Wednesday, March 09, 2011

Haunting Memories


Last night, I celebrated Tommy's life with some close friends at a restaurant in Baton Rouge. It was very comforting to get that support. I am still very upset by the loss of my Ex.

I feel a lot of guilt. Because of me, Tommy quit his job and moved from Natchez, MS. He risked his career and moved further away from his 16 year old son to share a life with me.

My friend Luke smiled at the memory of how much Tommy adored me. Tommy would sit next to me and pet on me continuously. "Isn't he precious?", Tommie would ask. "Do you need anything baby"? Luke cringed and told us we made him sick. I was Tommy's pretty bird.

As I mentioned in the previous blog post, here was the inside of a card Tommy wrote to me:



I feel horrible guilt about it now, but I remember wanting to be out of the relationship because I was bored. We didn't know at the time, but Tommy had a thyroid issue that made him very tired and subject to extreme mood swings. It seemed all Tommy wanted to do was lay on the couch or sleep. I had a hunger for a more active lifestyle. So, we went our seperate ways.
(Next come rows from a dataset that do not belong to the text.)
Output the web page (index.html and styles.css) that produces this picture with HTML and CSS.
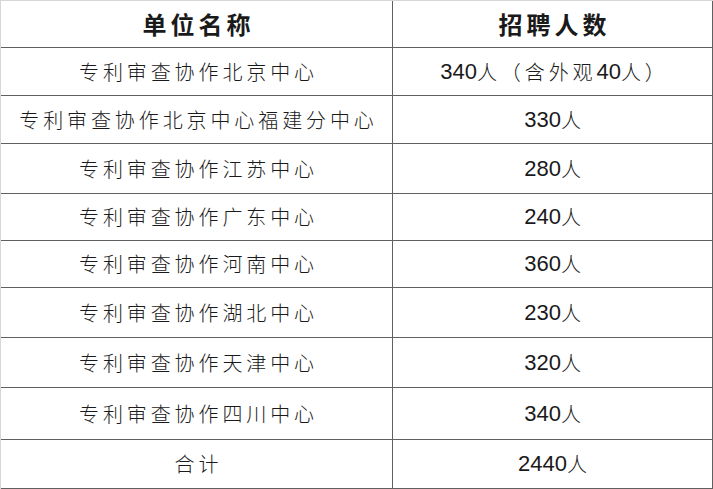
FILE: index.html
```html
<!DOCTYPE html>
<html lang="zh-CN">
<head>
<meta charset="utf-8">
<title>招聘人数</title>
<link rel="stylesheet" href="styles.css">
</head>
<body>
<div class="table">
  <div class="cell head">单位名称</div>
  <div class="cell head">招聘人数</div>

  <div class="cell">专利审查协作北京中心</div>
  <div class="cell"><span class="num">340</span>人（含外观<span class="num">40</span>人）</div>

  <div class="cell">专利审查协作北京中心福建分中心</div>
  <div class="cell"><span class="num">330</span>人</div>

  <div class="cell">专利审查协作江苏中心</div>
  <div class="cell"><span class="num">280</span>人</div>

  <div class="cell">专利审查协作广东中心</div>
  <div class="cell"><span class="num">240</span>人</div>

  <div class="cell">专利审查协作河南中心</div>
  <div class="cell"><span class="num">360</span>人</div>

  <div class="cell">专利审查协作湖北中心</div>
  <div class="cell"><span class="num">230</span>人</div>

  <div class="cell">专利审查协作天津中心</div>
  <div class="cell"><span class="num">320</span>人</div>

  <div class="cell">专利审查协作四川中心</div>
  <div class="cell"><span class="num">340</span>人</div>

  <div class="cell">合计</div>
  <div class="cell"><span class="num">2440</span>人</div>
</div>
</body>
</html>
```

FILE: styles.css
```css
html, body {
  margin: 0;
  padding: 0;
  background: #ffffff;
}

.table {
  display: grid;
  width: 713px;
  box-sizing: border-box;
  grid-template-columns: 392px 320px;
  grid-template-rows: 47px 48px 48px 50px 47px 47px 50px 50px 52px 49px;
  border-left: 1px solid #d6d6d6;
  border-top: 1px solid #d6d6d6;
  font-family: "Noto Sans CJK SC", "Noto Sans", sans-serif;
  color: #1a1a1a;
}

.cell {
  box-sizing: border-box;
  border-right: 1px solid #606060;
  border-bottom: 1px solid #606060;
  display: flex;
  align-items: center;
  justify-content: center;
  font-size: 20px;
  font-weight: 300;
  letter-spacing: 3.9px;
  padding-left: 4px;
  white-space: nowrap;
  line-height: 1;
}

.head {
  font-size: 24px;
  font-weight: 700;
  letter-spacing: 4px;
  padding-left: 4px;
}

.num {
  font-family: "Liberation Sans", Arial, sans-serif;
  font-size: 22px;
  font-weight: 400;
  letter-spacing: 0;
}
```
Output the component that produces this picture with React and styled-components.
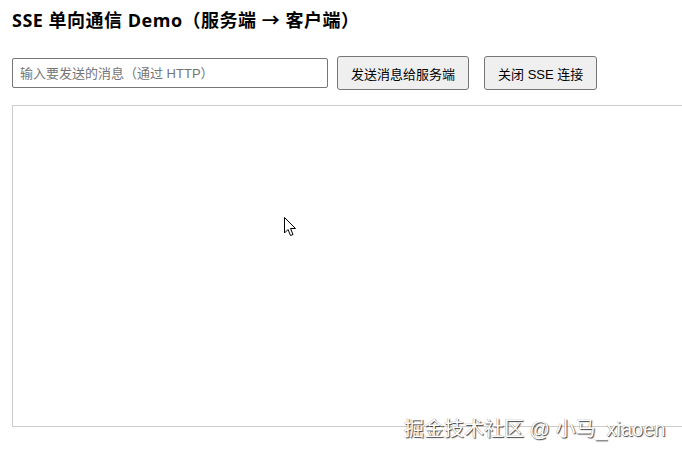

Tommy moved on to another relationship rather quickly within a few weeks. I was very happy for him, because JP was a good partner for him. They made a sweet couple and were always smiling.

In the last three years, Tommy was single and seemed to revel in it. He told me that his whole outlook on life had changed. He was perfectly happy being single. It was quite the turnaround from the guy I knew.

I just wish I had picked up on the warning signs. I am not going to write about his personal business here, but Tommy's death was accidental and didn't have to happen. I am struggling with an extreme sense of guilt for not doing everything in my power to help him.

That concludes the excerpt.